>>>>
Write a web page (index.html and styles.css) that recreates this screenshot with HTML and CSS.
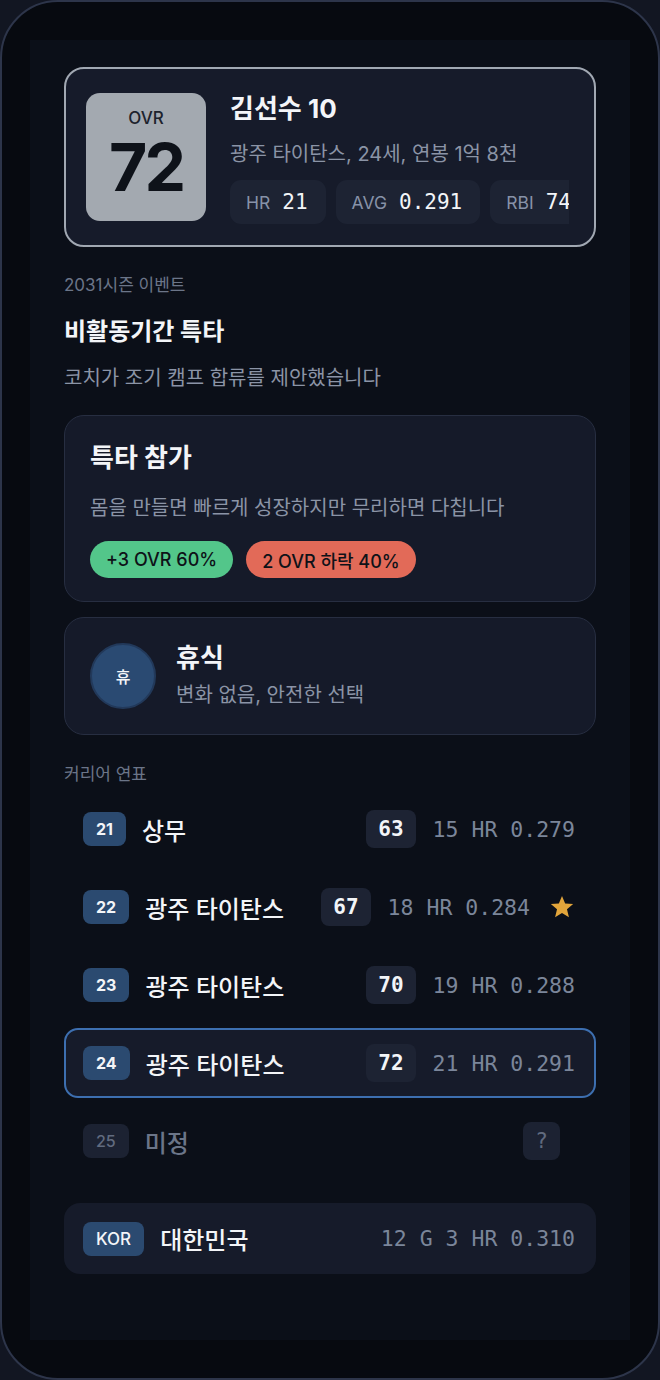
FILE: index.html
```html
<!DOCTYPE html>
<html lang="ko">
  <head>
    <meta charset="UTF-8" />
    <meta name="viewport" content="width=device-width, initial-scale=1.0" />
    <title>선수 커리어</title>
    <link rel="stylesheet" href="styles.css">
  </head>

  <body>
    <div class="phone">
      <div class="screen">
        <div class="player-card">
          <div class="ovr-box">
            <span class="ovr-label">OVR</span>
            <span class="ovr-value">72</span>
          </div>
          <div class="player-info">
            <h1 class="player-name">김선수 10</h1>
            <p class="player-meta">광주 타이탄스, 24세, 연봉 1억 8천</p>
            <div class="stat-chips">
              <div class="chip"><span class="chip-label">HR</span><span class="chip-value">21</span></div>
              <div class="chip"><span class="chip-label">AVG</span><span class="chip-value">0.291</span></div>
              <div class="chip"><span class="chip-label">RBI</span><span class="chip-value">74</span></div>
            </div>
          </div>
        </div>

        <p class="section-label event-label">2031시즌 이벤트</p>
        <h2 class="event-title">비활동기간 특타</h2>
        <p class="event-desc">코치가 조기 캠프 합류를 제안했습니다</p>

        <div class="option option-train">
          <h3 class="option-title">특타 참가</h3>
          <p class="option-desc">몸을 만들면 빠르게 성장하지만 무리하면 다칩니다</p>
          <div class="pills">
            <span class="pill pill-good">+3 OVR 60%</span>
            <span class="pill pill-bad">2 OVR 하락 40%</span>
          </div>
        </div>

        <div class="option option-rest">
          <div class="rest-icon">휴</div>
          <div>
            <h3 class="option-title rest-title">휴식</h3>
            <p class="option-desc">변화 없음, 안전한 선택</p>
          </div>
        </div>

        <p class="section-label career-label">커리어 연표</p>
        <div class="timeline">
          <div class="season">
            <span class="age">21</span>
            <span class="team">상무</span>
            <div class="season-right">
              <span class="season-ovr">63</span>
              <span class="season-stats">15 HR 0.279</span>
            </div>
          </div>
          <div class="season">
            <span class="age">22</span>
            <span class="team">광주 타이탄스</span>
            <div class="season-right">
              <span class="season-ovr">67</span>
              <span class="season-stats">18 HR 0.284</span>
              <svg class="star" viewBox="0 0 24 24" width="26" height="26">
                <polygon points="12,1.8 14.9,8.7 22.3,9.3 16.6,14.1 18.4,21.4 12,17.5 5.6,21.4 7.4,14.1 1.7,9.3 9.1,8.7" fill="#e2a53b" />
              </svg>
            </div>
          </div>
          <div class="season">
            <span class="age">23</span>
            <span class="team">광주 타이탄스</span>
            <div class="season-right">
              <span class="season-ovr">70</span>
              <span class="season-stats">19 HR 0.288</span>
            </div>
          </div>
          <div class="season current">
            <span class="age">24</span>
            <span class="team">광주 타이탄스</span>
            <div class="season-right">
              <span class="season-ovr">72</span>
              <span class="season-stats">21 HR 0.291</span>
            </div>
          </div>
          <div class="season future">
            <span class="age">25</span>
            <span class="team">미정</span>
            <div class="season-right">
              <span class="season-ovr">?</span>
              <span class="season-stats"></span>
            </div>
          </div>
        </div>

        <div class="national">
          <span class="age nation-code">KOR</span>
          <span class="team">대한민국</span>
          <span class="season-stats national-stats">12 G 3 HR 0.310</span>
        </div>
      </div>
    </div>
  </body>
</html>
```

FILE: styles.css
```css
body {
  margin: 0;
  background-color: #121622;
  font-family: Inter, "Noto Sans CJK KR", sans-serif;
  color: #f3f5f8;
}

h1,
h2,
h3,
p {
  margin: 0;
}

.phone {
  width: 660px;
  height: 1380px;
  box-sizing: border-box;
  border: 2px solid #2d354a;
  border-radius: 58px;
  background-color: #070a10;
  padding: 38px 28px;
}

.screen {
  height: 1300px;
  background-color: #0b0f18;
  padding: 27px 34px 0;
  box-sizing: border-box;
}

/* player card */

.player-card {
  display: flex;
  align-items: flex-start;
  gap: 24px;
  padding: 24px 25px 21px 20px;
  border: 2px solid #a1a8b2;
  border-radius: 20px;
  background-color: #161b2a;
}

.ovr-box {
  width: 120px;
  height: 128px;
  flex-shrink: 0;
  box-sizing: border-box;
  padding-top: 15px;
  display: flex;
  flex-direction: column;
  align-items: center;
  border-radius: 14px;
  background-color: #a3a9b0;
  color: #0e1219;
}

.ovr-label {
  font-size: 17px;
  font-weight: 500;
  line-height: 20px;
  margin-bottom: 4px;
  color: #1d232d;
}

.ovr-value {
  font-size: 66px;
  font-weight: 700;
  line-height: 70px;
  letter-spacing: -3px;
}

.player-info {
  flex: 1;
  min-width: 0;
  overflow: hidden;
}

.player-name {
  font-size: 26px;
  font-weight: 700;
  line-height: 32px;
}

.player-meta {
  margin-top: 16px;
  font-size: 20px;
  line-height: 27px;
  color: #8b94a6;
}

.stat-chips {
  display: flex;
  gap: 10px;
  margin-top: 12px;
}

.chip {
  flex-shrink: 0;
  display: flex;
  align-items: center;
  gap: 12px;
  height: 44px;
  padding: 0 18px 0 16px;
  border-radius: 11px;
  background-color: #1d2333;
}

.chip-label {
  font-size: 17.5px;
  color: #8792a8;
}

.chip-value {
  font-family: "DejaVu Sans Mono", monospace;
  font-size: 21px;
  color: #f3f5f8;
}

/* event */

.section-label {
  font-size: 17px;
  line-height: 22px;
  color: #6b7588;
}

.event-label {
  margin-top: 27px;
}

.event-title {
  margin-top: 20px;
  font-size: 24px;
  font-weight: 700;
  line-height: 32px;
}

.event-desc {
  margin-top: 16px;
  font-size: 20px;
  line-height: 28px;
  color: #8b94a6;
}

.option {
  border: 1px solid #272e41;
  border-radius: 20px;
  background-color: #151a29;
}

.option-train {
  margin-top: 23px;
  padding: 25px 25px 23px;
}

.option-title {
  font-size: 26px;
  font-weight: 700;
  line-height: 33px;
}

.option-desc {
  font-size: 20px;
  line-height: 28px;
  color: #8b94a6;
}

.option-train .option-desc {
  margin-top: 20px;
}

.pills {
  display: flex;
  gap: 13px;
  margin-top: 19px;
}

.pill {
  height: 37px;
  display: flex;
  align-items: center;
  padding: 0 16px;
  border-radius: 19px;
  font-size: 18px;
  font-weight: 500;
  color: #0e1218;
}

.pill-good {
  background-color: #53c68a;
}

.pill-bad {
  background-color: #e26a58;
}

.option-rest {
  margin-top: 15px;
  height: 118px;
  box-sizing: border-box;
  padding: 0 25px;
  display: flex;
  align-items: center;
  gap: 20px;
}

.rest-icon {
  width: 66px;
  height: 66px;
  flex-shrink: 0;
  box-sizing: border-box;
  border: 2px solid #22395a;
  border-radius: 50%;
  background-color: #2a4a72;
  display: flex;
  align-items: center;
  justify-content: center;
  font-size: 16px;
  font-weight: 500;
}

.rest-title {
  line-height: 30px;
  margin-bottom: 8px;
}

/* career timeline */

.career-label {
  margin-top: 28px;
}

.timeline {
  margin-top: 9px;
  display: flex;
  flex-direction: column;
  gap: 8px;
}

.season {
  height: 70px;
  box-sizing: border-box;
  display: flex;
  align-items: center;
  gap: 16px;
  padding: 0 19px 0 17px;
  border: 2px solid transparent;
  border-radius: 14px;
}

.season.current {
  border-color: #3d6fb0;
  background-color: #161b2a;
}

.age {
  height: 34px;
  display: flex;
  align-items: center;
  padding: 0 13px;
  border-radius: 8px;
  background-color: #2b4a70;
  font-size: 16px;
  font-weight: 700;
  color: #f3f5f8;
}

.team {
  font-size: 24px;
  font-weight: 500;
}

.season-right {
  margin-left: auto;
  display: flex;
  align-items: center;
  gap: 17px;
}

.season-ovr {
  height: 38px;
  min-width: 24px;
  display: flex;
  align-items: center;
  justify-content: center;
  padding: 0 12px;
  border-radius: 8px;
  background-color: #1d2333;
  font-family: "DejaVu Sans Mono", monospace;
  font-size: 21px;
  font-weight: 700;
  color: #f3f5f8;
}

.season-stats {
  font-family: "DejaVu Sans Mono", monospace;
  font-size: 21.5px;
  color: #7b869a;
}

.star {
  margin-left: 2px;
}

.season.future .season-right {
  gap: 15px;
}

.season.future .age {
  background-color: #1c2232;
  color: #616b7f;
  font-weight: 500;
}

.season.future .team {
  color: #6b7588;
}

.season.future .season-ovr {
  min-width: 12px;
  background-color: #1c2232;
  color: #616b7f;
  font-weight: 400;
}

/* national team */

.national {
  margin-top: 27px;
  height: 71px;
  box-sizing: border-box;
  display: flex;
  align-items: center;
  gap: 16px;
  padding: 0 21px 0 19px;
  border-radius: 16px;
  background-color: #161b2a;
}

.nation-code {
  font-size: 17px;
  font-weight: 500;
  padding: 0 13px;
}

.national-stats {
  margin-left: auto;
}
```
<<<<
**Goal:**
Using the material above, report each line where "index" occurs.

**The response:**
Write a web page (index.html and styles.css) that recreates this screenshot with HTML and CSS.
FILE: index.html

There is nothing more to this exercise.